--- Provided data ---
_ _ _

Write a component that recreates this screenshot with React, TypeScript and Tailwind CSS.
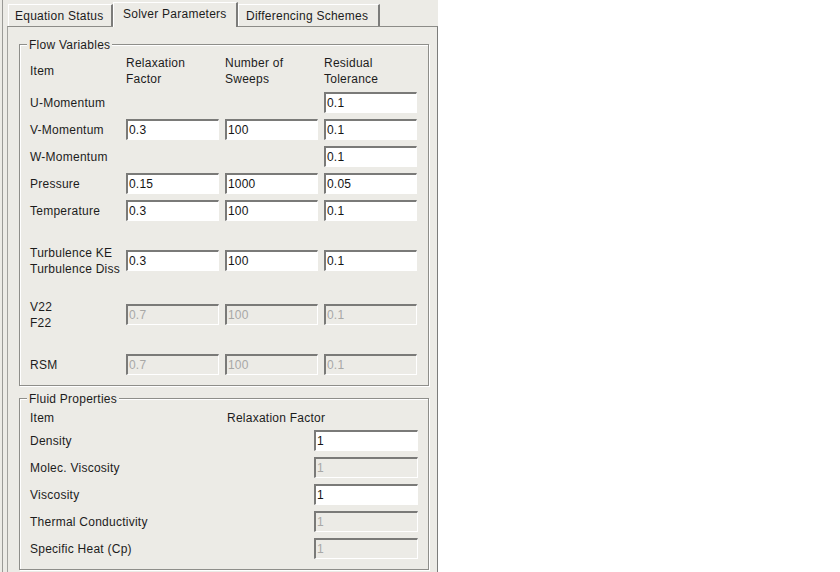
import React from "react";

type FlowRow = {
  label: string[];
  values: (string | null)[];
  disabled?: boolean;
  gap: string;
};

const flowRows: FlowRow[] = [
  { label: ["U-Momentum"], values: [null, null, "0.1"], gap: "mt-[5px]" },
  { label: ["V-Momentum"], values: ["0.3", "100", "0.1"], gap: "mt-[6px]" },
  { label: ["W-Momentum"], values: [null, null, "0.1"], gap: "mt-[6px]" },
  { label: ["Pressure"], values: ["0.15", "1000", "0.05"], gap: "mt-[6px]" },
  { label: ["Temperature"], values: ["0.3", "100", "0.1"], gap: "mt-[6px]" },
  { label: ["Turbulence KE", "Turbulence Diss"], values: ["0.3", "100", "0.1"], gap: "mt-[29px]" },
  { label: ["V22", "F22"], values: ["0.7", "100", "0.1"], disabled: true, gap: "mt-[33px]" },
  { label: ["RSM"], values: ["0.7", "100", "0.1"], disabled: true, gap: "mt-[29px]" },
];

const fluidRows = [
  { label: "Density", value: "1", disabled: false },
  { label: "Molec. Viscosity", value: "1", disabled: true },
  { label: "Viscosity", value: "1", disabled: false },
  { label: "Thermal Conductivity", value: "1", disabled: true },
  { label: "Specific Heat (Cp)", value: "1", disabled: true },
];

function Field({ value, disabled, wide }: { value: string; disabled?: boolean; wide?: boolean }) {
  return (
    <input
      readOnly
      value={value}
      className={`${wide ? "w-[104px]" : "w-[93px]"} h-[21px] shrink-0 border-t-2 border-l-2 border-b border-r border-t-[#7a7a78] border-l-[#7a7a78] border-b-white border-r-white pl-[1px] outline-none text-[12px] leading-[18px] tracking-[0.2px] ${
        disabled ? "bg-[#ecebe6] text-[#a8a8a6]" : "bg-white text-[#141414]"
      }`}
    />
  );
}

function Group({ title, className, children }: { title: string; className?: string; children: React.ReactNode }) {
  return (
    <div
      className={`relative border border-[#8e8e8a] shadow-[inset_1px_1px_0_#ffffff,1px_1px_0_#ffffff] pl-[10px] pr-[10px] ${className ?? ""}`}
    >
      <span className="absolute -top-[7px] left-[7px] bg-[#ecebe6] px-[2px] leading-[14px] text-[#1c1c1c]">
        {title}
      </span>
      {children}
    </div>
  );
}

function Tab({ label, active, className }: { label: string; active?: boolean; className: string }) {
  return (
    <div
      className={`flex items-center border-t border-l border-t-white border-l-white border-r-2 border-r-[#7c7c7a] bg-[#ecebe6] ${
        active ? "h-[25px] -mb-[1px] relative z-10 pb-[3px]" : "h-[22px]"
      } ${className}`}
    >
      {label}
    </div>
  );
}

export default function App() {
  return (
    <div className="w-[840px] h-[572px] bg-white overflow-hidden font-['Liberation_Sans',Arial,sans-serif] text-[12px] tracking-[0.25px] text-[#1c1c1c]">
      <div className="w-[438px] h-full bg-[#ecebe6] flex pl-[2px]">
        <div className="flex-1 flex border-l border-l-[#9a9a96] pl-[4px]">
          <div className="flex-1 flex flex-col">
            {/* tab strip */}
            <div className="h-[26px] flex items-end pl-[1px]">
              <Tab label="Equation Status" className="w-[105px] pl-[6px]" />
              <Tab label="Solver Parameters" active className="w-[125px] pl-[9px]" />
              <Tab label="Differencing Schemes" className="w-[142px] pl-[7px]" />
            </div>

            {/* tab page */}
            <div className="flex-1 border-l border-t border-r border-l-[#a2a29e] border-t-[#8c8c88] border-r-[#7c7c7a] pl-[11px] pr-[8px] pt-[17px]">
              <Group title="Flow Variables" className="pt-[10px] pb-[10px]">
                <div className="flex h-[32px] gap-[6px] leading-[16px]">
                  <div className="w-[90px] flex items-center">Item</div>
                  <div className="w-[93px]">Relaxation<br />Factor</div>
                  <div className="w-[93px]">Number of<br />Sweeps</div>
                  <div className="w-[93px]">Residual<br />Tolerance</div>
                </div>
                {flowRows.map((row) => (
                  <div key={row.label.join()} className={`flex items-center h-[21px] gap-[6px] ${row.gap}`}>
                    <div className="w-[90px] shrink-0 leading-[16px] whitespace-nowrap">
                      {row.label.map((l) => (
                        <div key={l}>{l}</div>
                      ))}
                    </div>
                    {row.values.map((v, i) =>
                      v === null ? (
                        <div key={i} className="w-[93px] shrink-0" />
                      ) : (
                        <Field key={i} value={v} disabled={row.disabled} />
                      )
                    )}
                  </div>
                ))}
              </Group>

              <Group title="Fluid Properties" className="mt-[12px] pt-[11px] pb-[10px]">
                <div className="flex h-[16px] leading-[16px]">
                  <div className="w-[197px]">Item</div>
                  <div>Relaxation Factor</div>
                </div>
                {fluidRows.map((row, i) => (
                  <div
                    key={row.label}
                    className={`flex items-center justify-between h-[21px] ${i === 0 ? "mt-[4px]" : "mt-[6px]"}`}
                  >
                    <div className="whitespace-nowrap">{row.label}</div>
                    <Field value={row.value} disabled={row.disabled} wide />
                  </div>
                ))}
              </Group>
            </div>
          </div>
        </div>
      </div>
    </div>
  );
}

_ _ _

--- Set problem ---
Return the material exactly as given, apart from the pictures.

--- Final result ---
Write a component that recreates this screenshot with React, TypeScript and Tailwind CSS.
import React from "react";

type FlowRow = {
  label: string[];
  values: (string | null)[];
  disabled?: boolean;
  gap: string;
};

const flowRows: FlowRow[] = [
  { label: ["U-Momentum"], values: [null, null, "0.1"], gap: "mt-[5px]" },
  { label: ["V-Momentum"], values: ["0.3", "100", "0.1"], gap: "mt-[6px]" },
  { label: ["W-Momentum"], values: [null, null, "0.1"], gap: "mt-[6px]" },
  { label: ["Pressure"], values: ["0.15", "1000", "0.05"], gap: "mt-[6px]" },
  { label: ["Temperature"], values: ["0.3", "100", "0.1"], gap: "mt-[6px]" },
  { label: ["Turbulence KE", "Turbulence Diss"], values: ["0.3", "100", "0.1"], gap: "mt-[29px]" },
  { label: ["V22", "F22"], values: ["0.7", "100", "0.1"], disabled: true, gap: "mt-[33px]" },
  { label: ["RSM"], values: ["0.7", "100", "0.1"], disabled: true, gap: "mt-[29px]" },
];

const fluidRows = [
  { label: "Density", value: "1", disabled: false },
  { label: "Molec. Viscosity", value: "1", disabled: true },
  { label: "Viscosity", value: "1", disabled: false },
  { label: "Thermal Conductivity", value: "1", disabled: true },
  { label: "Specific Heat (Cp)", value: "1", disabled: true },
];

function Field({ value, disabled, wide }: { value: string; disabled?: boolean; wide?: boolean }) {
  return (
    <input
      readOnly
      value={value}
      className={`${wide ? "w-[104px]" : "w-[93px]"} h-[21px] shrink-0 border-t-2 border-l-2 border-b border-r border-t-[#7a7a78] border-l-[#7a7a78] border-b-white border-r-white pl-[1px] outline-none text-[12px] leading-[18px] tracking-[0.2px] ${
        disabled ? "bg-[#ecebe6] text-[#a8a8a6]" : "bg-white text-[#141414]"
      }`}
    />
  );
}

function Group({ title, className, children }: { title: string; className?: string; children: React.ReactNode }) {
  return (
    <div
      className={`relative border border-[#8e8e8a] shadow-[inset_1px_1px_0_#ffffff,1px_1px_0_#ffffff] pl-[10px] pr-[10px] ${className ?? ""}`}
    >
      <span className="absolute -top-[7px] left-[7px] bg-[#ecebe6] px-[2px] leading-[14px] text-[#1c1c1c]">
        {title}
      </span>
      {children}
    </div>
  );
}

function Tab({ label, active, className }: { label: string; active?: boolean; className: string }) {
  return (
    <div
      className={`flex items-center border-t border-l border-t-white border-l-white border-r-2 border-r-[#7c7c7a] bg-[#ecebe6] ${
        active ? "h-[25px] -mb-[1px] relative z-10 pb-[3px]" : "h-[22px]"
      } ${className}`}
    >
      {label}
    </div>
  );
}

export default function App() {
  return (
    <div className="w-[840px] h-[572px] bg-white overflow-hidden font-['Liberation_Sans',Arial,sans-serif] text-[12px] tracking-[0.25px] text-[#1c1c1c]">
      <div className="w-[438px] h-full bg-[#ecebe6] flex pl-[2px]">
        <div className="flex-1 flex border-l border-l-[#9a9a96] pl-[4px]">
          <div className="flex-1 flex flex-col">
            {/* tab strip */}
            <div className="h-[26px] flex items-end pl-[1px]">
              <Tab label="Equation Status" className="w-[105px] pl-[6px]" />
              <Tab label="Solver Parameters" active className="w-[125px] pl-[9px]" />
              <Tab label="Differencing Schemes" className="w-[142px] pl-[7px]" />
            </div>

            {/* tab page */}
            <div className="flex-1 border-l border-t border-r border-l-[#a2a29e] border-t-[#8c8c88] border-r-[#7c7c7a] pl-[11px] pr-[8px] pt-[17px]">
              <Group title="Flow Variables" className="pt-[10px] pb-[10px]">
                <div className="flex h-[32px] gap-[6px] leading-[16px]">
                  <div className="w-[90px] flex items-center">Item</div>
                  <div className="w-[93px]">Relaxation<br />Factor</div>
                  <div className="w-[93px]">Number of<br />Sweeps</div>
                  <div className="w-[93px]">Residual<br />Tolerance</div>
                </div>
                {flowRows.map((row) => (
                  <div key={row.label.join()} className={`flex items-center h-[21px] gap-[6px] ${row.gap}`}>
                    <div className="w-[90px] shrink-0 leading-[16px] whitespace-nowrap">
                      {row.label.map((l) => (
                        <div key={l}>{l}</div>
                      ))}
                    </div>
                    {row.values.map((v, i) =>
                      v === null ? (
                        <div key={i} className="w-[93px] shrink-0" />
                      ) : (
                        <Field key={i} value={v} disabled={row.disabled} />
                      )
                    )}
                  </div>
                ))}
              </Group>

              <Group title="Fluid Properties" className="mt-[12px] pt-[11px] pb-[10px]">
                <div className="flex h-[16px] leading-[16px]">
                  <div className="w-[197px]">Item</div>
                  <div>Relaxation Factor</div>
                </div>
                {fluidRows.map((row, i) => (
                  <div
                    key={row.label}
                    className={`flex items-center justify-between h-[21px] ${i === 0 ? "mt-[4px]" : "mt-[6px]"}`}
                  >
                    <div className="whitespace-nowrap">{row.label}</div>
                    <Field value={row.value} disabled={row.disabled} wide />
                  </div>
                ))}
              </Group>
            </div>
          </div>
        </div>
      </div>
    </div>
  );
}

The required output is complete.